Lucky number seven ^_^ Lucky for you Saturday Shootaround isn't a thing, otherwise we would need banners, balloons, streamers, confetti, and various dinosaurs...What? Oh yeah, that's right. It's a good idea to cancel the confetti, the stegosauri might choke on the paper; those are so small. The Christmas Family Dinner is tonight, so I can't go too bananas on the shootaround portion of this week's blog; Momzo asked me to hide all the sugar loaded snacks so the kids don't go crazy by the early evening O_O Just like last year -_-

Hey Mac, settle for a point?

  1. There's nothing worse than gazing at the NHL.com front page and finding the Montreal Canadiens travelling to Los Angeles to play the Kings for a precious...wait for it...TWO points. Oh WOW! Already, one point is guaranteed if neither team does anything in the third period of a tie game, but to play for a HUGE two points? That's crazy talk! Of last night's six regular season matches, three went to overtime, and two ended via shootout. Neither of the division leaders, Detroit (CEN) and Minnesota (NRW) required more than sixty minutes to dispatch their opponents, yet middle of the pack or worse teams tonight needed the point to get their foot in the door. Do I spot a consistent trend over the last number of weeks that only "three points for a regulation win" system can eliminate. Three points equals increased goal scoring, incentive to find a result within sixty minutes, and everyone leaves the arena well before its time put the kids to bed.

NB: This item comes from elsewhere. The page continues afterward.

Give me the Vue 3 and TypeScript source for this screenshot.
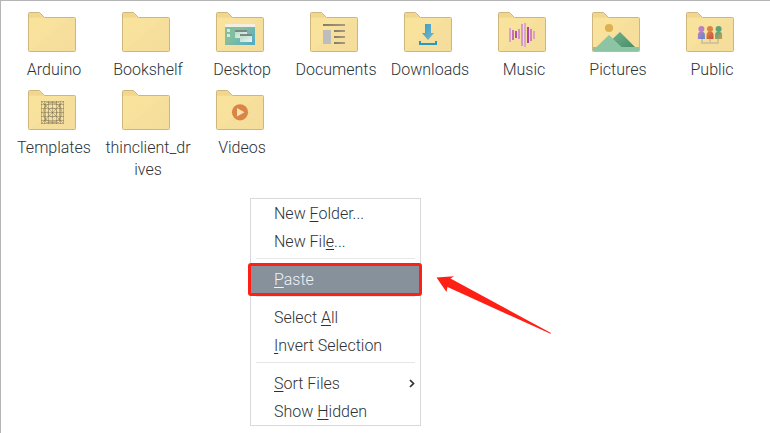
<script setup lang="ts">
interface FolderItem {
  label: string
  icon?: string
}
interface MenuItem {
  before: string
  key: string
  after: string
  active?: boolean
  submenu?: boolean
}

const folders: FolderItem[] = [
  { label: 'Arduino' },
  { label: 'Bookshelf' },
  { label: 'Desktop', icon: 'desktop' },
  { label: 'Documents', icon: 'documents' },
  { label: 'Downloads', icon: 'downloads' },
  { label: 'Music', icon: 'music' },
  { label: 'Pictures', icon: 'pictures' },
  { label: 'Public', icon: 'public' },
  { label: 'Templates', icon: 'templates' },
  { label: 'thinclient_drives' },
  { label: 'Videos', icon: 'videos' },
]

const menuGroups: MenuItem[][] = [
  [
    { before: 'New ', key: 'F', after: 'older...' },
    { before: 'New Fil', key: 'e', after: '...' },
  ],
  [{ before: '', key: 'P', after: 'aste', active: true }],
  [
    { before: 'Select ', key: 'A', after: 'll' },
    { before: '', key: 'I', after: 'nvert Selection' },
  ],
  [
    { before: '', key: 'S', after: 'ort Files', submenu: true },
    { before: 'Show ', key: 'H', after: 'idden' },
  ],
]

// x, top, height, colour of each bar in the waveform
const bars: [number, number, number, string][] = [
  [11, 16, 14, '#d9a3cb'],
  [14, 18, 10, '#c272b8'],
  [17, 19, 7, '#b84fa6'],
  [20, 17, 10, '#d193c6'],
  [23, 12, 22, '#d39bcb'],
  [26, 11, 24, '#dba8cd'],
  [29, 15, 16, '#b045a4'],
  [32, 17, 12, '#cc83bf'],
  [35, 19, 8, '#d9a3c5'],
]
const people: { x: number; head: string; fill: string }[] = [
  { x: 15.4, head: '#b880c8', fill: 'url(#personA)' },
  { x: 24, head: '#d98545', fill: 'url(#personB)' },
  { x: 32.6, head: '#5fa37c', fill: 'url(#personC)' },
]
const gridLines: number[] = [16.5, 20.5, 24.5, 28.5, 32.5]
</script>

<template>
  <main class="window">
    <svg class="defs" width="0" height="0" aria-hidden="true">
      <defs>
        <linearGradient id="folderFill" x1="0" y1="0" x2="1" y2="1">
          <stop offset="0" stop-color="#f9e49c" />
          <stop offset=".5" stop-color="#f8e19c" />
          <stop offset=".52" stop-color="#f6df9b" />
          <stop offset="1" stop-color="#f5dc9b" />
        </linearGradient>
        <linearGradient id="screen" x1="0" y1="0" x2="1" y2=".8">
          <stop offset=".45" stop-color="#82bf9e" />
          <stop offset="1" stop-color="#55adc5" />
        </linearGradient>
        <linearGradient id="pane" x1="0" y1="0" x2="1" y2="1">
          <stop offset="0" stop-color="#b5d9c8" />
          <stop offset="1" stop-color="#e9f3f0" />
        </linearGradient>
        <linearGradient id="bar" x1="0" y1="0" x2="1" y2="0">
          <stop offset="0" stop-color="#817b6b" />
          <stop offset="1" stop-color="#a79c80" />
        </linearGradient>
        <linearGradient id="down" x1="0" y1="0" x2="1" y2="1">
          <stop offset="0" stop-color="#359ecb" />
          <stop offset="1" stop-color="#7db5c2" />
        </linearGradient>
        <linearGradient id="hill" x1="0" y1="0" x2="1" y2="1">
          <stop offset=".3" stop-color="#65a782" />
          <stop offset="1" stop-color="#488e68" />
        </linearGradient>
        <linearGradient id="personA" x1="0" y1="0" x2="1" y2="1">
          <stop offset=".2" stop-color="#b77bc5" />
          <stop offset="1" stop-color="#4b8fc7" />
        </linearGradient>
        <linearGradient id="personB" x1="0" y1="0" x2="1" y2="1">
          <stop offset=".2" stop-color="#d88045" />
          <stop offset="1" stop-color="#cb4840" />
        </linearGradient>
        <linearGradient id="personC" x1="0" y1="0" x2="1" y2="1">
          <stop offset=".2" stop-color="#5ca57f" />
          <stop offset="1" stop-color="#d29a49" />
        </linearGradient>
      </defs>
    </svg>

    <section class="files">
      <div v-for="folder in folders" :key="folder.label" class="file">
        <svg class="folder" width="48" height="40" viewBox="0 0 48 40">
          <path d="M.5 38.5V1.5Q.5.5 1.5.5H11.5L16.5 5.5H46.5Q47.5 5.5 47.5 6.5V38.5Q47.5 39.5 46.5 39.5H1.5Q.5 39.5.5 38.5Z" fill="url(#folderFill)" />
          <path d="M1 1H11.3L16 5.8H1Z" fill="#f3d68d" />
          <g v-if="folder.icon === 'desktop'">
            <rect x="9" y="12" width="30" height="21" fill="url(#screen)" />
            <rect x="9" y="12" width="30" height="3" fill="#f3efe5" />
            <path d="M11 17h3v3h-3zM11 22h3v3h-3z" fill="#d5eadf" />
            <rect x="19" y="18" width="12" height="8" fill="url(#pane)" />
            <rect x="19" y="18" width="12" height="2" fill="#7b8984" />
            <rect x="24" y="22" width="12" height="8" fill="url(#pane)" />
            <rect x="24" y="22" width="12" height="2" fill="#7b8984" />
          </g>
          <g v-else-if="folder.icon === 'documents'" fill="url(#bar)">
            <rect x="13" y="12" width="22" height="2" />
            <rect x="13" y="18" width="8" height="14" fill="#bdbdbd" />
            <rect x="24" y="18" width="11" height="2" />
            <rect x="24" y="24" width="11" height="2" />
            <rect x="24" y="30" width="11" height="2" />
          </g>
          <g v-else-if="folder.icon === 'downloads'">
            <path d="M21 12h6v9h3l-6 7-6-7h3z" fill="url(#down)" />
            <path d="M16 29v3h16v-3" fill="none" stroke="#249ac4" stroke-width="2" />
          </g>
          <g v-else-if="folder.icon === 'music'">
            <rect v-for="b in bars" :key="b[0]" :x="b[0]" :y="b[1]" width="2" :height="b[2]" :fill="b[3]" />
          </g>
          <g v-else-if="folder.icon === 'pictures'">
            <circle cx="17" cy="16" r="4.1" fill="#ddb052" />
            <path d="M28 20L43 35H20V27.5Z" fill="url(#hill)" />
            <path d="M17 23L29.5 35H47V39H1V35H4.5Z" fill="#8cc4a4" />
          </g>
          <g v-else-if="folder.icon === 'public'">
            <path d="M16 27v4h16v-4M24 27v4" fill="none" stroke="#d5c49b" stroke-width="2" />
            <g v-for="p in people" :key="p.x">
              <circle :cx="p.x" cy="17" r="3" :fill="p.head" />
              <path :d="`M${p.x - 3.5} 27v-4q0-3.5 3.5-3.5t3.5 3.5v4z`" :fill="p.fill" />
            </g>
          </g>
          <g v-else-if="folder.icon === 'templates'" fill="none" stroke="#5d5644" stroke-opacity=".5" stroke-width=".7">
            <rect x="13.5" y="11.5" width="22" height="22" />
            <path v-for="n in gridLines" :key="n" :d="`M${n} 11V34M13 ${n - 2}H36`" />
            <path d="M13 11L36 34M36 11L13 34" />
            <circle cx="24.5" cy="22.5" r="9.5" />
            <circle cx="24.5" cy="22.5" r="4.5" />
            <rect x="17.5" y="12.5" width="14" height="20" rx="1" />
          </g>
          <g v-else-if="folder.icon === 'videos'">
            <circle cx="24" cy="22.3" r="8.1" fill="#d98545" />
            <path d="M21 18l7.5 4.3-7.5 4.3z" fill="#f8e1b5" />
          </g>
          <path d="M.5 38.5V1.5Q.5.5 1.5.5H11.5L16.5 5.5H46.5Q47.5 5.5 47.5 6.5V38.5Q47.5 39.5 46.5 39.5H1.5Q.5 39.5.5 38.5Z" fill="none" stroke="#cfb67c" />
        </svg>
        <span class="name">{{ folder.label }}</span>
      </div>
    </section>

    <nav class="menu">
      <div v-for="(group, i) in menuGroups" :key="i" class="group">
        <div v-for="item in group" :key="item.key" class="item" :class="{ active: item.active }">
          <span class="text">{{ item.before }}<span class="key">{{ item.key }}</span>{{ item.after }}</span>
          <svg v-if="item.submenu" class="chevron" width="6" height="9" viewBox="0 0 6 9">
            <path d="M1 1L4.5 4.5L1 8" fill="none" stroke="#2d3236" stroke-width="1.7" />
          </svg>
        </div>
      </div>
    </nav>

    <div class="highlight"></div>
    <svg class="arrow" width="116" height="60" viewBox="0 0 116 60">
      <path d="M.5 1.5L18 .3L14.5 2.5L115 57L114.5 57.8L11.5 11L10.5 16Z" fill="#ff2015" />
    </svg>
  </main>
</template>

<style>
body {
  margin: 0;
  background: #fff;
}
</style>

<style scoped>
.window {
  position: relative;
  box-sizing: border-box;
  width: 770px;
  height: 433px;
  overflow: hidden;
  border-top: 1px solid #b5b5b5;
  border-left: 1px solid #b5b5b5;
  background: #fff;
  color: #2d3236;
  font-family: Roboto, sans-serif;
  font-size: 16px;
  font-weight: 300;
}
.defs {
  position: absolute;
}
.files {
  display: grid;
  grid-template-columns: repeat(8, 94px);
  grid-auto-rows: 78px;
  padding: 11px 0 0 6px;
}
.file {
  display: flex;
  flex-direction: column;
  align-items: center;
}
.folder {
  display: block;
  flex: none;
  margin-right: 4px;
}
.name {
  width: 88px;
  margin-top: 7px;
  line-height: 22px;
  text-align: center;
  word-break: break-all;
}
.menu {
  position: absolute;
  left: 249px;
  top: 197px;
  box-sizing: border-box;
  width: 171px;
  border: 1px solid #d9d9d9;
  background: #fff;
}
.group + .group::before {
  content: '';
  display: block;
  height: 1px;
  margin: 3px 5px 6px;
  background: #e6e6e6;
}
.item {
  display: flex;
  align-items: center;
  justify-content: space-between;
  height: 28px;
  padding: 0 5px 0 23px;
}
.item.active {
  background: #87919b;
  color: #f1f2f3;
}
.text {
  white-space: pre;
}
.key {
  text-decoration: underline;
  text-decoration-thickness: 1px;
  text-underline-offset: 2px;
  text-decoration-skip-ink: none;
}
.highlight {
  position: absolute;
  left: 247px;
  top: 262px;
  box-sizing: border-box;
  width: 174px;
  height: 33px;
  border: 3px solid #ff2015;
  border-radius: 3px;
}
.arrow {
  position: absolute;
  left: 435px;
  top: 275px;
}
</style>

  2. Not only do the Calgary Flames stink this year, but they refuse to do away with the hideous and meaningless black piping on their home jerseys! Things are so bad now they even lost to Columbus on Thursday! o_O Full report of the game here; don't look too closely at them, however, those pointless points of pipes will put your eye out!
  3. Hmm, "You'll shoot your eye out"? Where did I hear that one before?
"Speaking of PINK, the Ottawa Senators new uniform can be yours if you send $89,996 to the address on your screen!"